Robert Barchi, president of the university in New Brunswick, New Jersey, had supported Pernetti's decision to suspend Rice, but said on Wednesday that the video showed "a chronic and pervasive pattern of disturbing behavior."
"Coach Rice cannot continue to serve effectively in a position that demands the highest levels of leadership, responsibility and public accountability," Barchi said.
Pernetti, in a statement, acknowledged that he should have gone further than suspending Rice in December.
"I thought it was in the best interest of everyone to rehabilitate, but I was wrong," Pernetti said. "Moving forward, I will work to regain the trust of the Rutgers community."
Rice, 44, apologized for his behavior in an interview with WABC-TV on Wednesday outside his home in Little Silver, New Jersey.
"There's no explanation for what's on that film," he said. "There's no excuse for it. I was wrong. And I want to tell everybody who's believed in me that I'm deeply sorry for the pain and hardship that I've caused."

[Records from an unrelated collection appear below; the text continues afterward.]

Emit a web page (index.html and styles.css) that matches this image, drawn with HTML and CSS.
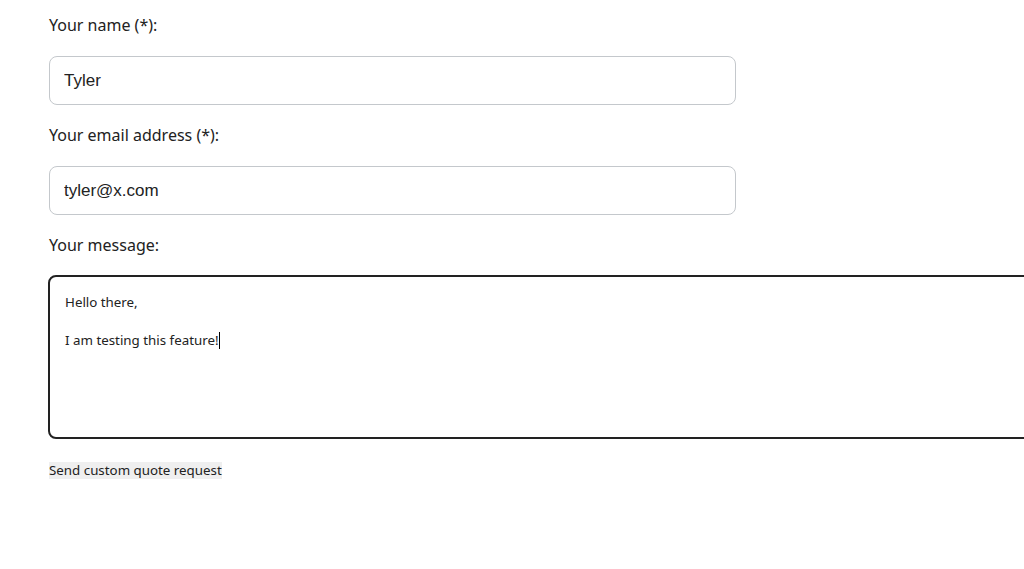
FILE: index.html
```html
<!DOCTYPE html>
<html>
<head>
<meta charset="utf-8">
<link rel="stylesheet" href="styles.css">
</head>
<body>
<form class="quote-form">
  <label class="field-label" for="name">Your name (*):</label>
  <input class="text-input" id="name" type="text" value="Tyler">
  <label class="field-label" for="email">Your email address (*):</label>
  <input class="text-input" id="email" type="text" value="tyler@x.com">
  <label class="field-label" for="msg">Your message:</label>
  <div class="message-box" id="msg">
    <p class="msg-line">Hello there,</p>
    <p class="msg-line msg-blank">&nbsp;</p>
    <p class="msg-line">I am testing this feature!<span class="caret"></span></p>
  </div>
  <div class="actions">
    <button class="send-btn" type="button">Send custom quote request</button>
  </div>
</form>
</body>
</html>
```
FILE: styles.css
```css
html, body {
  margin: 0;
  padding: 0;
  background: #ffffff;
  overflow: hidden;
}
body {
  font-family: "Noto Sans", "Open Sans", sans-serif;
  color: #222222;
}
.quote-form {
  display: flex;
  flex-direction: column;
  align-items: flex-start;
  padding: 13px 0 0 49px;
}
.field-label {
  display: block;
  font-size: 16px;
  line-height: 24px;
  height: 24px;
  margin-bottom: 19px;
  color: #222222;
}
.text-input {
  box-sizing: border-box;
  width: 687px;
  height: 49px;
  margin: 0 0 18px 0;
  padding: 0 14px;
  border: 1px solid #c4c8cc;
  border-radius: 8px;
  font-family: "Liberation Sans", Arial, sans-serif;
  font-size: 17px;
  color: #222222;
  background: #ffffff;
  outline: none;
}
.message-box {
  box-sizing: border-box;
  width: 1000px;
  height: 164px;
  margin: -1px 0 0 -1px;
  border: 2px solid #222222;
  border-radius: 8px;
  padding: 16px 15px 15px;
  font-size: 13.333px;
  line-height: 19px;
  color: #222222;
}
.msg-line {
  margin: 0;
  white-space: pre;
}
.caret {
  display: inline-block;
  width: 1px;
  height: 17px;
  background: #000000;
  vertical-align: -4px;
}
.actions {
  margin-top: 19px;
}
.send-btn {
  font-family: "Noto Sans", "Open Sans", sans-serif;
  font-size: 13.333px;
  line-height: 17px;
  padding: 0;
  border: none;
  background: #efefef;
  color: #222222;
}
```
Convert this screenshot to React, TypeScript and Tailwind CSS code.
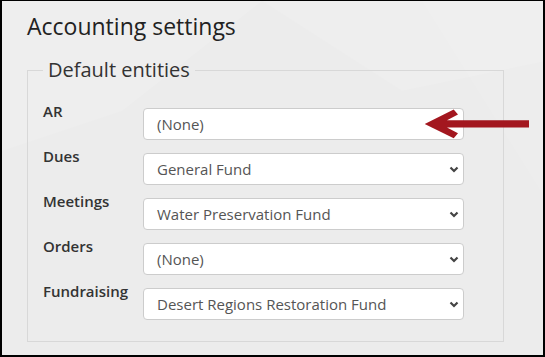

Rice's gay slurs came against the backdrop of the 2010 suicide of Rutgers student Tyler Clementi, 18, who jumped off the George Washington Bridge after learning that a roommate spied on a homosexual tryst he was having.
The episode drew national attention when the roommate who spied on Clementi with a computer-mounted webcam was prosecuted under a hate crimes law. The case also highlighted issues of bullying through social media and teen suicide.
Rice's antics were reminiscent of an incident in 1997 when Indiana basketball coach Bob Knight was caught on tape choking player Neil Reed in practice.
Reed spoke about the incident after the video circulated publicly in 2000 and Knight, known for his short temper and combative personality, was fired six months later.